Japan Airlines will equip two government-owned Boeing 747-400s used to carry the country’s emperor and high-ranking officials with the Connexion by Boeing mobile information service, the vendor announced here yesterday. Installation is due to start next February.

Ed Laase, director of government and executive programs, said that the executive services version of Connexion by Boeing featured here (Booth No. 600) involves the same fundamental hardware used to provide the service to airline passengers and crew. Currently there are 125 commercial aircraft in service with the system, which is used on around 180 flights every day and is demonstrating the performance and reliability of a superior product, he said.

Among the attractions Laase listed is the fact that the Connexion services are available at very high latitudes so coverage on intercontinental routes linking Europe and the U.S. with Asia is “excellent throughout the flight.” Executive jet customers can receive direct broadcast television through the same antenna system, and in areas where there is no direct broadcast coverage they can fall back on the same live global tv service already offered to commercial customers.

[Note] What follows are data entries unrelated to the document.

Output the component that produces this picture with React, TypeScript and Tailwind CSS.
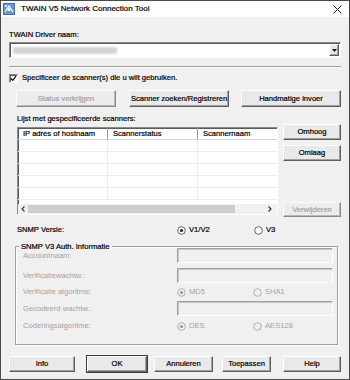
import React from "react";

const btn =
  "flex items-center justify-center bg-[#e9e9e9] border border-t-white border-l-white border-r-[#5f5f5f] border-b-[#5f5f5f] shadow-[inset_-1px_-1px_0_#a0a0a0] text-black";
const btnDisabled =
  "flex items-center justify-center bg-[#ececec] border border-t-white border-l-white border-r-[#8a8a8a] border-b-[#8a8a8a] shadow-[inset_-1px_-1px_0_#b8b8b8] text-[#a3a3a3]";
const sunken =
  "border border-t-[#8a8a8a] border-l-[#8a8a8a] border-b-white border-r-white shadow-[inset_1px_1px_0_#5a5a5a]";
const sunkenDisabled =
  "border border-t-[#a0a0a0] border-l-[#a0a0a0] border-b-white border-r-white shadow-[inset_1px_1px_0_#c8c8c8]";

function Radio({ checked, disabled }: { checked?: boolean; disabled?: boolean }) {
  const stroke = disabled ? "#a9a9a9" : "#555";
  return (
    <svg width="9" height="9" viewBox="0 0 9 9" className="shrink-0">
      <circle cx="4.5" cy="4.5" r="3.8" fill={disabled ? "#f0f0f0" : "#fff"} stroke={stroke} strokeWidth="0.9" />
      {checked && <circle cx="4.5" cy="4.5" r="1.6" fill={disabled ? "#9a9a9a" : "#222"} />}
    </svg>
  );
}

export default function App() {
  return (
    <div
      className="w-[350px] h-[380px] bg-[#f0f0f0] border border-[#4a4a4a] flex flex-col overflow-hidden text-[7.6px] leading-[10px] text-black [-webkit-text-stroke:0.2px]"
      style={{ fontFamily: '"Liberation Sans", Arial, sans-serif' }}
    >
      {/* Title bar */}
      <div className="h-[16px] bg-white flex items-center shrink-0">
        <svg width="12" height="12" viewBox="0 0 12 12" className="ml-[2px]">
          <rect x="0" y="0" width="12" height="12" fill="#3f6fb5" />
          <rect x="1" y="1" width="10" height="10" fill="#6c97d4" />
          <path d="M2 9 L6 3 L10 9" stroke="#fff" strokeWidth="1.2" fill="none" />
          <circle cx="6" cy="6.5" r="1.6" fill="#fff" />
          <rect x="2" y="2" width="2" height="2" fill="#dfe9f7" />
        </svg>
        <span className="ml-[6px] text-[8px] text-black">TWAIN V5 Network Connection Tool</span>
        <svg width="9" height="9" viewBox="0 0 9 9" className="ml-auto mr-[7px]">
          <path d="M0.5 0.5 L8.5 8.5 M8.5 0.5 L0.5 8.5" stroke="#222" strokeWidth="1" />
        </svg>
      </div>

      <div className="px-[8px] flex flex-col">
        <div className="mt-[13px] h-[10px]">TWAIN Driver naam:</div>

        {/* Combo */}
        <div className={`mt-[2px] h-[16px] bg-white flex items-center ${sunken}`}>
          <div className="ml-[3px] h-[7px] w-[104px] bg-[#d4d4d4] blur-[1px] rounded-[1px]" />
          <div className={`ml-auto mr-[1px] w-[10px] h-[12px] ${btn}`}>
            <svg width="5" height="3" viewBox="0 0 5 3">
              <path d="M0 0 L5 0 L2.5 3 Z" fill="#111" />
            </svg>
          </div>
        </div>

        {/* separator */}
        <div className="mt-[8px] h-[2px] border-t border-t-[#a0a0a0] border-b border-b-white" />

        {/* checkbox */}
        <div className="mt-[5px] h-[10px] flex items-center">
          <div className={`w-[9px] h-[9px] bg-white flex items-center justify-center ${sunken}`}>
            <svg width="7" height="7" viewBox="0 0 7 7">
              <path d="M1 3.5 L2.8 5.3 L6 1.2" stroke="#111" strokeWidth="1.3" fill="none" />
            </svg>
          </div>
          <span className="ml-[4px]">Specificeer de scanner(s) die u wilt gebruiken.</span>
        </div>

        {/* buttons row */}
        <div className="mt-[7px] h-[17px] flex">
          <div className={`ml-[7px] w-[100px] ${btnDisabled}`}>Status verkrijgen</div>
          <div className={`ml-[13px] w-[100px] ${btn}`}>Scanner zoeken/Registreren</div>
          <div className={`ml-[12px] w-[100px] ${btn}`}>Handmatige invoer</div>
        </div>

        <div className="mt-[7px] h-[10px] ml-[8px]">Lijst met gespecificeerde scanners:</div>

        {/* list + right buttons */}
        <div className="flex h-[93px]">
          <div className={`ml-[8px] mt-[3px] w-[261px] h-[88px] bg-white flex flex-col ${sunken}`}>
            <div className="flex h-[12px] shrink-0">
              <div className="w-[90px] pl-[5px] flex items-center border-r border-r-[#a0a0a0] border-b border-b-[#d5d5d5]">
                IP adres of hostnaam
              </div>
              <div className="w-[90px] pl-[5px] flex items-center border-r border-r-[#a0a0a0] border-b border-b-[#d5d5d5]">
                Scannerstatus
              </div>
              <div className="flex-1 pl-[5px] flex items-center border-b border-b-[#d5d5d5]">Scannernaam</div>
            </div>
            <div className="flex-1 flex flex-col">
              {[0, 1, 2, 3, 4].map((i) => (
                <div key={i} className="h-[12px] flex border-b border-b-[#ececec]">
                  <div className="w-[90px] border-r border-r-[#ececec]" />
                  <div className="w-[90px] border-r border-r-[#ececec]" />
                  <div className="flex-1" />
                </div>
              ))}
            </div>
            {/* horizontal scrollbar */}
            <div className="h-[10px] flex items-center bg-[#f0f0f0] shrink-0">
              <div className="w-[10px] flex items-center justify-center">
                <svg width="4" height="6" viewBox="0 0 4 6">
                  <path d="M3.5 0.5 L1 3 L3.5 5.5" stroke="#333" strokeWidth="1.1" fill="none" />
                </svg>
              </div>
              <div className="w-[207px] h-[8px] bg-[#cdcdcd]" />
              <div className="ml-auto w-[10px] mr-[2px] flex items-center justify-center">
                <svg width="4" height="6" viewBox="0 0 4 6">
                  <path d="M0.5 0.5 L3 3 L0.5 5.5" stroke="#333" strokeWidth="1.1" fill="none" />
                </svg>
              </div>
            </div>
          </div>
          <div className="ml-[5px] w-[58px] flex flex-col">
            <div className={`h-[16px] ${btn}`}>Omhoog</div>
            <div className={`mt-[5px] h-[16px] ${btn}`}>Omlaag</div>
            <div className={`mt-auto h-[15px] ${btnDisabled}`}>Verwijderen</div>
          </div>
        </div>

        {/* SNMP Versie */}
        <div className="mt-[8px] h-[10px] flex items-center">
          <span className="ml-[8px] w-[160px]">SNMP Versie:</span>
          <Radio checked />
          <span className="ml-[3px] w-[65px]">V1/V2</span>
          <Radio />
          <span className="ml-[3px]">V3</span>
        </div>

        {/* Group box */}
        <div className="mt-[7px] ml-[6px] w-[323px] h-[103px] flex flex-col">
          <div className="h-[10px] flex items-center">
            <div className="w-[4px] h-[2px] border-t border-t-[#a0a0a0] border-b border-b-white" />
            <span className="px-[2px]">SNMP V3 Auth. Informatie</span>
            <div className="flex-1 h-[2px] border-t border-t-[#a0a0a0] border-b border-b-white" />
          </div>
          <div className="-mt-[5px] flex-1 border border-t-0 border-[#a0a0a0] shadow-[1px_1px_0_#fff,inset_1px_0_0_#fff] flex flex-col text-[#a3a3a3] pl-[7px] pr-[4px] [-webkit-text-stroke:0px]">
            <div className="mt-[1px] h-[15px] flex items-center">
              <span className="w-[154px]">Accountnaam:</span>
              <div className={`flex-1 h-[15px] ${sunkenDisabled}`} />
            </div>
            <div className="mt-[5px] h-[15px] flex items-center">
              <span className="w-[154px]">Verificatiewachtw.:</span>
              <div className={`flex-1 h-[15px] ${sunkenDisabled}`} />
            </div>
            <div className="mt-[3px] h-[12px] flex items-center">
              <span className="w-[154px]">Verificatie algoritme:</span>
              <Radio checked disabled />
              <span className="ml-[3px] w-[64px]">MD5</span>
              <Radio disabled />
              <span className="ml-[3px]">SHA1</span>
            </div>
            <div className="mt-[3px] h-[15px] flex items-center">
              <span className="w-[154px]">Gecodeerd wachtw.:</span>
              <div className={`flex-1 h-[15px] ${sunkenDisabled}`} />
            </div>
            <div className="mt-[4px] h-[12px] flex items-center">
              <span className="w-[154px]">Coderingsalgoritme:</span>
              <Radio checked disabled />
              <span className="ml-[3px] w-[64px]">DES</span>
              <Radio disabled />
              <span className="ml-[3px]">AES128</span>
            </div>
          </div>
        </div>

        {/* bottom buttons */}
        <div className="mt-[11px] h-[16px] flex">
          <div className={`w-[66px] ${btn}`}>Info</div>
          <div className={`ml-[12px] w-[60px] ${btn} outline outline-1 outline-[#3c3c3c]`}>OK</div>
          <div className={`ml-[7px] w-[59px] ${btn}`}>Annuleren</div>
          <div className={`ml-[9px] w-[49px] ${btn}`}>Toepassen</div>
          <div className={`ml-[12px] w-[58px] ${btn}`}>Help</div>
        </div>
      </div>
    </div>
  );
}
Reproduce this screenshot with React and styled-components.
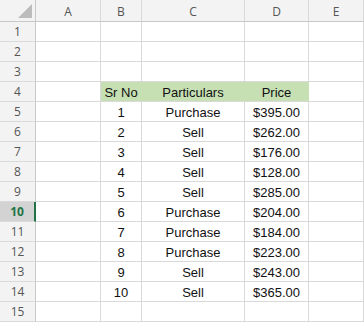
import React from 'react';
import styled, { createGlobalStyle } from 'styled-components';

const GlobalStyle = createGlobalStyle`
  html, body {
    margin: 0;
    padding: 0;
    background: #ffffff;
  }
  * {
    box-sizing: border-box;
  }
`;

const Sheet = styled.div`
  display: grid;
  grid-template-columns: 36px 65px 41px 103px 64px 1fr;
  grid-template-rows: 22px repeat(15, 20px);
  width: 364px;
  height: 323px;
  overflow: hidden;
  background: #ffffff;
  font-family: "Liberation Sans", Arial, sans-serif;
`;

const Corner = styled.div`
  position: relative;
  background: #f3f3f3;
  border-right: 1px solid #c8c8c8;
  border-bottom: 1px solid #c8c8c8;
`;

const Triangle = styled.div`
  position: absolute;
  right: 3px;
  bottom: 3px;
  width: 0;
  height: 0;
  border-left: 14px solid transparent;
  border-bottom: 14px solid #bcbcbc;
`;

const ColHead = styled.div`
  display: flex;
  align-items: center;
  justify-content: center;
  background: #f3f3f3;
  border-right: 1px solid #dadada;
  border-bottom: 1px solid #c8c8c8;
  color: #555555;
  font-family: "Open Sans", "Noto Sans", sans-serif;
  font-size: 12px;
  padding-top: 1px;
`;

const RowHead = styled.div`
  display: flex;
  align-items: center;
  justify-content: center;
  background: ${p => (p.$active ? '#d3d3d3' : '#f3f3f3')};
  border-right: ${p => (p.$active ? '2px solid #217346' : '1px solid #c8c8c8')};
  border-bottom: 1px solid #dadada;
  color: ${p => (p.$active ? '#217346' : '#555555')};
  font-weight: ${p => (p.$active ? 700 : 400)};
  font-family: "Open Sans", "Noto Sans", sans-serif;
  font-size: 12px;
`;

const Cell = styled.div`
  display: flex;
  align-items: center;
  justify-content: center;
  background: ${p => (p.$head ? '#c6e0b4' : '#ffffff')};
  border-right: 1px solid ${p => (p.$head ? '#c6e0b4' : '#d9d9d9')};
  border-bottom: 1px solid #d9d9d9;
  color: #111111;
  font-size: 13px;
  padding-top: 1px;
  white-space: nowrap;
`;

const columns = ['A', 'B', 'C', 'D', 'E'];

const data = [
  [1, 'Purchase', '$395.00'],
  [2, 'Sell', '$262.00'],
  [3, 'Sell', '$176.00'],
  [4, 'Sell', '$128.00'],
  [5, 'Sell', '$285.00'],
  [6, 'Purchase', '$204.00'],
  [7, 'Purchase', '$184.00'],
  [8, 'Purchase', '$223.00'],
  [9, 'Sell', '$243.00'],
  [10, 'Sell', '$365.00'],
];

function rowCells(r) {
  if (r === 4) return ['', 'Sr No', 'Particulars', 'Price', ''];
  const item = data[r - 5];
  if (item) return ['', String(item[0]), item[1], item[2], ''];
  return ['', '', '', '', ''];
}

export default function App() {
  const rows = Array.from({ length: 15 }, (_, i) => i + 1);
  return (
    <>
      <GlobalStyle />
      <Sheet>
        <Corner>
          <Triangle />
        </Corner>
        {columns.map(c => (
          <ColHead key={c}>{c}</ColHead>
        ))}
        {rows.map(r => (
          <React.Fragment key={r}>
            <RowHead $active={r === 10}>{r}</RowHead>
            {rowCells(r).map((v, i) => (
              <Cell key={i} $head={r === 4 && i >= 1 && i <= 3}>
                {v}
              </Cell>
            ))}
          </React.Fragment>
        ))}
      </Sheet>
    </>
  );
}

“Global tv is unique to Boeing,” Laase said. “It means that even if you are going to somewhere like Russia where there is no direct broadcast coverage you can continue to enjoy tv reception.” The global tv service has been operational since January and provides access to BBC World, EuroNews, Eurosportnews, CNBC and MSNBC. “The service is available in all our satellite footprints, so people can stay connected to tv,” he added. “Only Connexion offers it in either the commercial or the executive jet world.”

Another service due to be rolled out this year is Executive Private voice. “It takes voice over Internet protocol (VoIP) technology from the terrestrial world, using Cisco phones,” Laase explained. “And it’s a product with superior quality of service. We give priority to voice packets so the quality is equivalent to that of a wired connection on the ground.”

The system has been tested on the Boeing corporate BBJ, where Laase and other Boeing executives use it routinely, he said. “And it’s a carry-on product, it simply plugs into an RJ45 port so it allows us to keep the technology current with the terrestrial world. You just have to plug in new phone sets as they become available.”

That is a key difference between Connexion and satellite-based phone systems, Laase said. “But the real differentiator is that satellite phones use voice codecs at the lowest possible data rates. So on the best of them the speaker’s voice sounds clipped, and on the worst intelligibility becomes a problem. On our system you don’t have that because it’s a high-quality VoIP service.”

Best of all, Laase said, is that the phone access is part of the standard executive jet service offering. “There is no additional cost, so calls are essentially free,” he said. And where calls to satphone systems normally involve an international dialing code with a special prefix, the executive private voice service can be accessed through a Seattle-area number or through local numbers provided in other parts of the world.

So far Connexion has targeted high-end executive jets such as Boeing 767s and 747s and Airbus A340s. To date a total of 14 private airplanes, including U.S. government aircraft and a Boeing 747-400 operated by Kingdom Holding Company of Saudi Arabia, have been equipped to use the Connexion service.

However, there has been a growth in interest among the BBJ community recently, and Connexion started making proposals to BBJ operators.